Paul Carroll: Joining up the dots
Well, no agencies are in that financial league, but it all counts. Put in simple terms, an agency selling its business over the last ten years would have paid £100,000 per £million sales value in CGT. Now it will pay £180,000 per million. That’s one heck of a difference.
One of the key factors for me selling my own agency business back in 2001 was the introduction of tapered tax relief – brought in by Labour in 1998 to encourage an enterprise culture and to reward entrepreneurs.
So the new rules mean a few fat cat agency bosses are going to miss out – is that so bad? Well, yes – and not only for the agency principals but also for their staff, because with more money to be made in a sale, good business practice means that sensible agency chiefs invest more in staff, salaries, benefits, marketing and resources to hit the sort of performance levels that attract buyers in the first place.

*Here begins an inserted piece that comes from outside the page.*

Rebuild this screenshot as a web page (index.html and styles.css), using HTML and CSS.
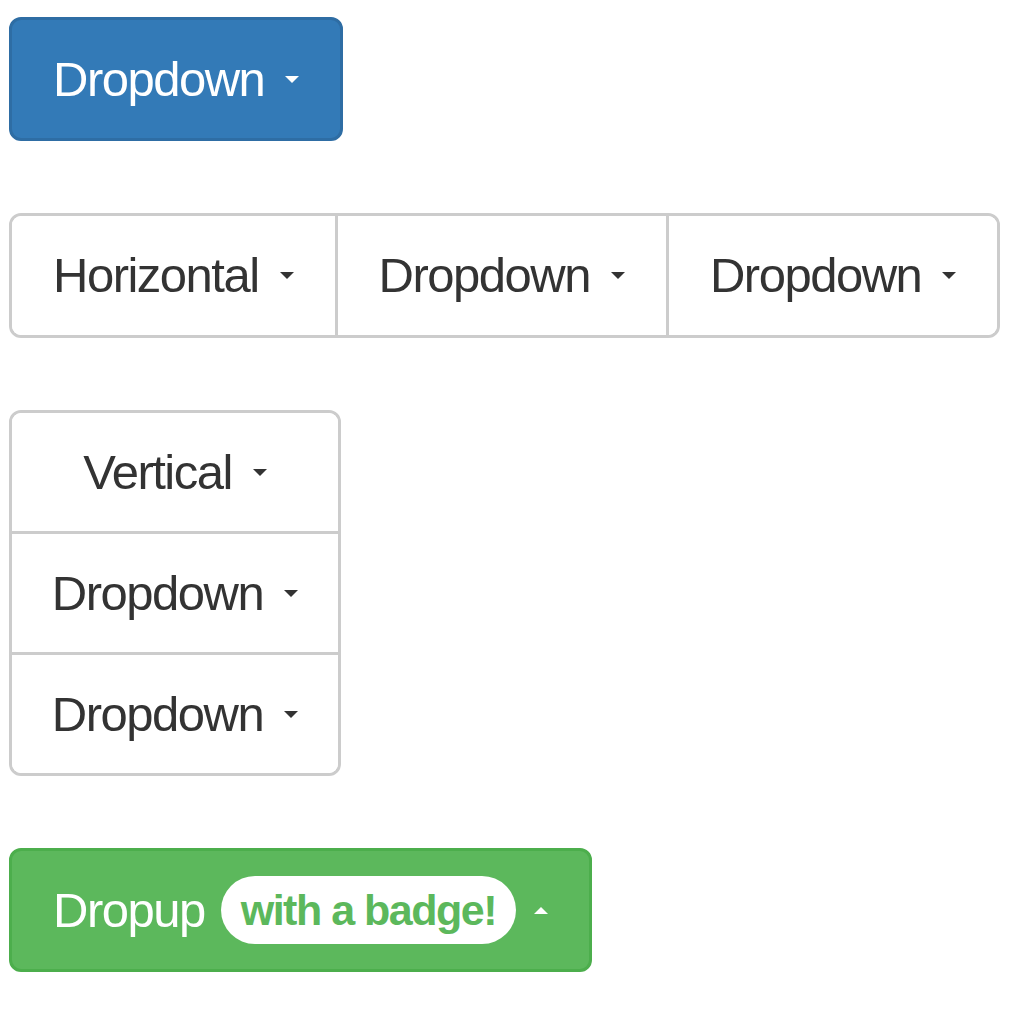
FILE: index.html
```html
<!DOCTYPE html>
<html>
<head>
<meta charset="utf-8">
<link rel="stylesheet" href="styles.css">
</head>
<body>
<div class="page">
  <button class="btn btn-primary"><span class="label">Dropdown</span><span class="caret"></span></button>

  <div class="btn-group">
    <button class="btn btn-default"><span class="label">Horizontal</span><span class="caret"></span></button>
    <button class="btn btn-default"><span class="label">Dropdown</span><span class="caret"></span></button>
    <button class="btn btn-default"><span class="label">Dropdown</span><span class="caret"></span></button>
  </div>

  <div class="btn-group-vertical">
    <button class="btn btn-default"><span class="label">Vertical</span><span class="caret"></span></button>
    <button class="btn btn-default"><span class="label">Dropdown</span><span class="caret"></span></button>
    <button class="btn btn-default"><span class="label">Dropdown</span><span class="caret"></span></button>
  </div>

  <button class="btn btn-success"><span class="label">Dropup</span><span class="badge">with a badge!</span><span class="caret caret-up"></span></button>
</div>
</body>
</html>
```

FILE: styles.css
```css
html, body {
  margin: 0;
  padding: 0;
  background: #ffffff;
}

.page {
  display: flex;
  flex-direction: column;
  align-items: flex-start;
  gap: 72px;
  padding: 17px 0 0 9px;
  font-family: "Liberation Sans", Arial, Helvetica, sans-serif;
}

.btn {
  display: flex;
  align-items: center;
  justify-content: center;
  box-sizing: border-box;
  margin: 0;
  padding: 0 41px;
  height: 124px;
  border: 3px solid #cccccc;
  border-radius: 12px;
  background: #ffffff;
  color: #333333;
  font-family: "Liberation Sans", Arial, Helvetica, sans-serif;
  font-size: 49px;
  letter-spacing: -1.5px;
  line-height: 1;
  cursor: pointer;
}

.label {
  display: block;
}

.caret {
  display: block;
  width: 0;
  height: 0;
  margin-left: 21px;
  border-top: 7px solid currentColor;
  border-left: 7px solid transparent;
  border-right: 7px solid transparent;
}

.caret-up {
  border-top: 0;
  border-bottom: 7px solid currentColor;
  margin-left: 18px;
}

.btn-primary {
  background: #337ab7;
  border-color: #2e6da4;
  color: #ffffff;
}

.btn-success {
  background: #5cb85c;
  border-color: #4cae4c;
  color: #ffffff;
}

.badge {
  display: flex;
  align-items: center;
  height: 68px;
  margin-left: 16px;
  padding: 0 20px;
  border-radius: 34px;
  background: #ffffff;
  color: #5cb85c;
  font-size: 43px;
  font-weight: bold;
  letter-spacing: -1.5px;
}

.btn-group {
  display: flex;
  height: 125px;
  box-sizing: border-box;
  border: 3px solid #cccccc;
  border-radius: 12px;
  overflow: hidden;
}

.btn-group .btn {
  height: auto;
  border: 0;
  border-radius: 0;
  padding: 0 41px;
}

.btn-group .btn + .btn {
  border-left: 3px solid #cccccc;
}

.btn-group-vertical {
  display: flex;
  flex-direction: column;
  width: 332px;
  height: 366px;
  box-sizing: border-box;
  border: 3px solid #cccccc;
  border-radius: 12px;
  overflow: hidden;
}

.btn-group-vertical .btn {
  flex: 1;
  width: 100%;
  height: auto;
  border: 0;
  border-radius: 0;
  padding: 0;
}

.btn-group-vertical .btn + .btn {
  border-top: 3px solid #cccccc;
}
```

That incentive to invest is now reduced.
There may well have been a flurry of last minute deals to cash in on the 10 per cent tax rate as the April 5 deadline approached, but you can bet the new rate is going to slow down the volume of deals in the marketing sector, which is strongly represented by owner managed businesses.
That’s a shame, as it’s not the Ken Morrisons of this world – or people who’ve already sold – who are going to miss out. It’s you.
Can I help you?
The disastrous opening of Terminal 5 last week was yet another landmark in our apparent national inability to get it right first time. One might have known, after the Millennium Dome, Wembley and the Scottish Parliament, that sticking lots of enthusiastic but unbriefed volunteers in ‘Can I Help You?’ t-shirts was not the key to a successful take off for T5.
For me though, one of the more interesting aspects of the debacle was the analysis of the PR for the launch, which came under detailed scrutiny and criticism in many channels of the media.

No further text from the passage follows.